Developing a more comprehensive indicator would allow for more nuanced performance measurement. The Human Development Index (HDI) and other alternatives have existed for a long time. More recently Bhutan’s Gross National Happiness Index and the OECD’s Better Life Index among others have also gained some recognition. ICLEI welcomes and supports the recent efforts made to seek more nuanced measurement of performance and considers it possible to move to a better indicator of national well-being than GDP.
ICLEI expects the Rio+20 Conference to take a decision to generally introduce a new performance measurement framework for countries and their economies.

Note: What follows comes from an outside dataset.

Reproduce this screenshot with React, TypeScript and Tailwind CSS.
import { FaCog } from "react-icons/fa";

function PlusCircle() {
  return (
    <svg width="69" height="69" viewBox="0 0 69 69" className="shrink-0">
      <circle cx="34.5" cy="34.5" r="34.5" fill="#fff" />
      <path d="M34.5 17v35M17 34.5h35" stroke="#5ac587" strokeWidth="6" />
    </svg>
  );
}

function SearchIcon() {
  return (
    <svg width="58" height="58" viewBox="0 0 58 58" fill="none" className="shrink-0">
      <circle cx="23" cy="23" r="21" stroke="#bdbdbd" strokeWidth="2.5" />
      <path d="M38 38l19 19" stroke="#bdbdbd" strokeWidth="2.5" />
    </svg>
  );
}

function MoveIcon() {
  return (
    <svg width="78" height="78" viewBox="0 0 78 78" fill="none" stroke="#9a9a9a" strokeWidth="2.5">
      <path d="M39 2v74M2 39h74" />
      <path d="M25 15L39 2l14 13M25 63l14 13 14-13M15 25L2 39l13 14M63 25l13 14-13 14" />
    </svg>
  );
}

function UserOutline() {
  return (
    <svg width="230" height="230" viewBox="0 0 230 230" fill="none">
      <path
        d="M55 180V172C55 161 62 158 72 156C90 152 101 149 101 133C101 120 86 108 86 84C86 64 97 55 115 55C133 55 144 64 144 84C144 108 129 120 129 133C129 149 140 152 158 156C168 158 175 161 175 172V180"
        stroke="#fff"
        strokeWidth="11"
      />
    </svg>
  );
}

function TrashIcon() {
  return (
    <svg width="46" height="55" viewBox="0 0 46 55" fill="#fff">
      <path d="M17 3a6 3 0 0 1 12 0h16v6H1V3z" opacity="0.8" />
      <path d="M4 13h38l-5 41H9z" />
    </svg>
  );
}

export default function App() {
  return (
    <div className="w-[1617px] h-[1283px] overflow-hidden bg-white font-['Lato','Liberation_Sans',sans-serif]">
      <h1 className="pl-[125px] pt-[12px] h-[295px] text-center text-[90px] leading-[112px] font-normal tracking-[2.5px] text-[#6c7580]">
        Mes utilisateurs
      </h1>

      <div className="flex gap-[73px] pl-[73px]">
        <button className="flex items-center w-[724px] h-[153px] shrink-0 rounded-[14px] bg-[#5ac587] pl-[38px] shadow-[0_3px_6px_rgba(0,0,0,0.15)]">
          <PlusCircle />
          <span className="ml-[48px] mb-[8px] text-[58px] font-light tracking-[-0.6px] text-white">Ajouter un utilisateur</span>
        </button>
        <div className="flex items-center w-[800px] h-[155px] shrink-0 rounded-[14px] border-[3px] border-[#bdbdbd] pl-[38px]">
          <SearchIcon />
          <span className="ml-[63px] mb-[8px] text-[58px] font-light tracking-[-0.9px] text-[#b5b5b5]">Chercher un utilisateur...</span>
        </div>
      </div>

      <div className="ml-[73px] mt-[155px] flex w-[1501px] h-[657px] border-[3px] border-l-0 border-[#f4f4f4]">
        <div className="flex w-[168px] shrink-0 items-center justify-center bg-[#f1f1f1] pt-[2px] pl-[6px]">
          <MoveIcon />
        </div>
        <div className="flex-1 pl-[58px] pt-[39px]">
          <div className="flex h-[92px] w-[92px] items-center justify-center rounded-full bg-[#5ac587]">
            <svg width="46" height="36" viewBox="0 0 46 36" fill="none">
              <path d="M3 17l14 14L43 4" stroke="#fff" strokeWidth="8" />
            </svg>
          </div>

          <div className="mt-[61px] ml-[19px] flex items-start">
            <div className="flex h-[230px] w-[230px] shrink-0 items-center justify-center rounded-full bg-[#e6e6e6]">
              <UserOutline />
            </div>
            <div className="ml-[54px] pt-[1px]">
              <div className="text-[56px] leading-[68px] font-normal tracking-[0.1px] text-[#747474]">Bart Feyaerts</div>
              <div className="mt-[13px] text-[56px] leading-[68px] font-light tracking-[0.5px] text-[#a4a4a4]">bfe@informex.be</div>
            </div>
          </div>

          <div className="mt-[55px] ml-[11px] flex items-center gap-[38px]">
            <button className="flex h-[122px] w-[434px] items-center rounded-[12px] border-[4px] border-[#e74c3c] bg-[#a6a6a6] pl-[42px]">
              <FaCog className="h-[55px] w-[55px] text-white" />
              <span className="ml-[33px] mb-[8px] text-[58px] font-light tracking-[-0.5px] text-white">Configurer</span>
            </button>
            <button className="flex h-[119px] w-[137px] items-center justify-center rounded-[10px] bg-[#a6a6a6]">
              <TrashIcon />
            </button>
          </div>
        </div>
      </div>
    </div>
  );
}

ICLEI demands that such improved indicator(s) should allow for being translated into locally used indicators as part of a coherent global monitoring and evaluation framework for globally and nationally agreed targets.

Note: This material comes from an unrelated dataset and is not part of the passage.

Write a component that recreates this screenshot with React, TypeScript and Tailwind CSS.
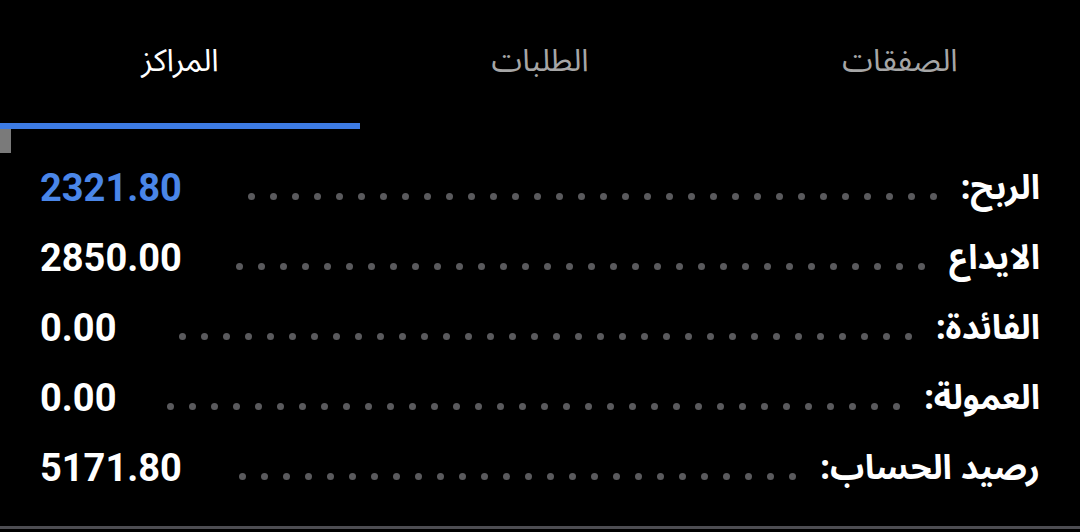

As part of the transition to a green economy, ICLEI requests that existing ideas such as the internalization of costs and the ‘polluter pays’ principle must finally be fully implemented. In addition, ICLEI proposes the introduction of a new principle, the ‘beneficiary pays’ principle, for the sake of inter-generational justice: those actors of the current generation who use and benefit from the use of resources or natural capital have to bear the full costs. In the energy sector, for example, energy prices from diverse sources would be extremely different under the ‘beneficiary pays’ principle. Since the current use of fossil fuel both depletes finite resources and pollutes the planet for future generations, a fairer price for the long-term effects of that which benefits us today should be levied.